What the exercise asks -
Would you repeat the listing exactly but omit every picture?

Collected material -
○ ○ ○ ○ ○ ○ ○
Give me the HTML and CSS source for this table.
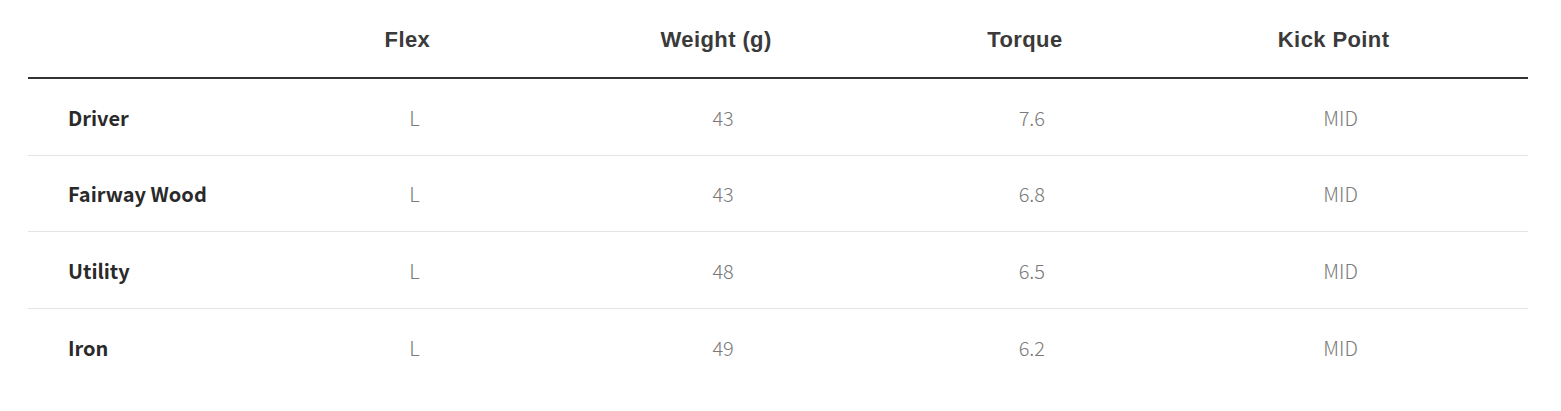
FILE: index.html
```html
<!DOCTYPE html>
<html lang="en">
<head>
<meta charset="utf-8">
<link rel="stylesheet" href="styles.css">
</head>
<body>
<div class="spec">
  <div class="head">
    <div class="hcell"></div>
    <div class="hcell">Flex</div>
    <div class="hcell">Weight (g)</div>
    <div class="hcell">Torque</div>
    <div class="hcell">Kick Point</div>
  </div>
  <div class="row">
    <div class="label">Driver</div>
    <div class="val">L</div>
    <div class="val">43</div>
    <div class="val">7.6</div>
    <div class="val">MID</div>
  </div>
  <div class="row">
    <div class="label">Fairway Wood</div>
    <div class="val">L</div>
    <div class="val">43</div>
    <div class="val">6.8</div>
    <div class="val">MID</div>
  </div>
  <div class="row">
    <div class="label">Utility</div>
    <div class="val">L</div>
    <div class="val">48</div>
    <div class="val">6.5</div>
    <div class="val">MID</div>
  </div>
  <div class="row last">
    <div class="label">Iron</div>
    <div class="val">L</div>
    <div class="val">49</div>
    <div class="val">6.2</div>
    <div class="val">MID</div>
  </div>
</div>
</body>
</html>
```

FILE: styles.css
```css
html, body {
  margin: 0;
  padding: 0;
  background: #ffffff;
}

.spec {
  width: 1500px;
  margin-left: 28px;
}

.head {
  display: grid;
  grid-template-columns: 185px repeat(4, 1fr);
  padding: 0 40px;
  height: 77px;
  align-items: center;
  border-bottom: 2px solid #333333;
  font-family: "Liberation Sans", Arial, sans-serif;
  font-weight: bold;
  font-size: 22px;
  letter-spacing: 0.4px;
  color: #3a3a3a;
}

.hcell {
  text-align: center;
  padding-top: 2px;
}

.row {
  display: grid;
  grid-template-columns: 192px repeat(4, 1fr);
  padding: 0 33px 0 40px;
  height: 76.5px;
  box-sizing: border-box;
  align-items: center;
  border-bottom: 1px solid #e4e4e4;
  font-family: "Noto Sans CJK KR", "Noto Sans", sans-serif;
  font-size: 20px;
}

.row.last {
  border-bottom: none;
}

.label {
  font-weight: bold;
  color: #2a2a2a;
  padding-top: 1px;
}

.val {
  text-align: center;
  font-weight: 300;
  color: #7a7a7a;
  padding-top: 1px;
}
```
○ ○ ○ ○ ○ ○ ○
The output -
Give me the HTML and CSS source for this table.
FILE: index.html
```html
<!DOCTYPE html>
<html lang="en">
<head>
<meta charset="utf-8">
<link rel="stylesheet" href="styles.css">
</head>
<body>
<div class="spec">
  <div class="head">
    <div class="hcell"></div>
    <div class="hcell">Flex</div>
    <div class="hcell">Weight (g)</div>
    <div class="hcell">Torque</div>
    <div class="hcell">Kick Point</div>
  </div>
  <div class="row">
    <div class="label">Driver</div>
    <div class="val">L</div>
    <div class="val">43</div>
    <div class="val">7.6</div>
    <div class="val">MID</div>
  </div>
  <div class="row">
    <div class="label">Fairway Wood</div>
    <div class="val">L</div>
    <div class="val">43</div>
    <div class="val">6.8</div>
    <div class="val">MID</div>
  </div>
  <div class="row">
    <div class="label">Utility</div>
    <div class="val">L</div>
    <div class="val">48</div>
    <div class="val">6.5</div>
    <div class="val">MID</div>
  </div>
  <div class="row last">
    <div class="label">Iron</div>
    <div class="val">L</div>
    <div class="val">49</div>
    <div class="val">6.2</div>
    <div class="val">MID</div>
  </div>
</div>
</body>
</html>
```

FILE: styles.css
```css
html, body {
  margin: 0;
  padding: 0;
  background: #ffffff;
}

.spec {
  width: 1500px;
  margin-left: 28px;
}

.head {
  display: grid;
  grid-template-columns: 185px repeat(4, 1fr);
  padding: 0 40px;
  height: 77px;
  align-items: center;
  border-bottom: 2px solid #333333;
  font-family: "Liberation Sans", Arial, sans-serif;
  font-weight: bold;
  font-size: 22px;
  letter-spacing: 0.4px;
  color: #3a3a3a;
}

.hcell {
  text-align: center;
  padding-top: 2px;
}

.row {
  display: grid;
  grid-template-columns: 192px repeat(4, 1fr);
  padding: 0 33px 0 40px;
  height: 76.5px;
  box-sizing: border-box;
  align-items: center;
  border-bottom: 1px solid #e4e4e4;
  font-family: "Noto Sans CJK KR", "Noto Sans", sans-serif;
  font-size: 20px;
}

.row.last {
  border-bottom: none;
}

.label {
  font-weight: bold;
  color: #2a2a2a;
  padding-top: 1px;
}

.val {
  text-align: center;
  font-weight: 300;
  color: #7a7a7a;
  padding-top: 1px;
}
```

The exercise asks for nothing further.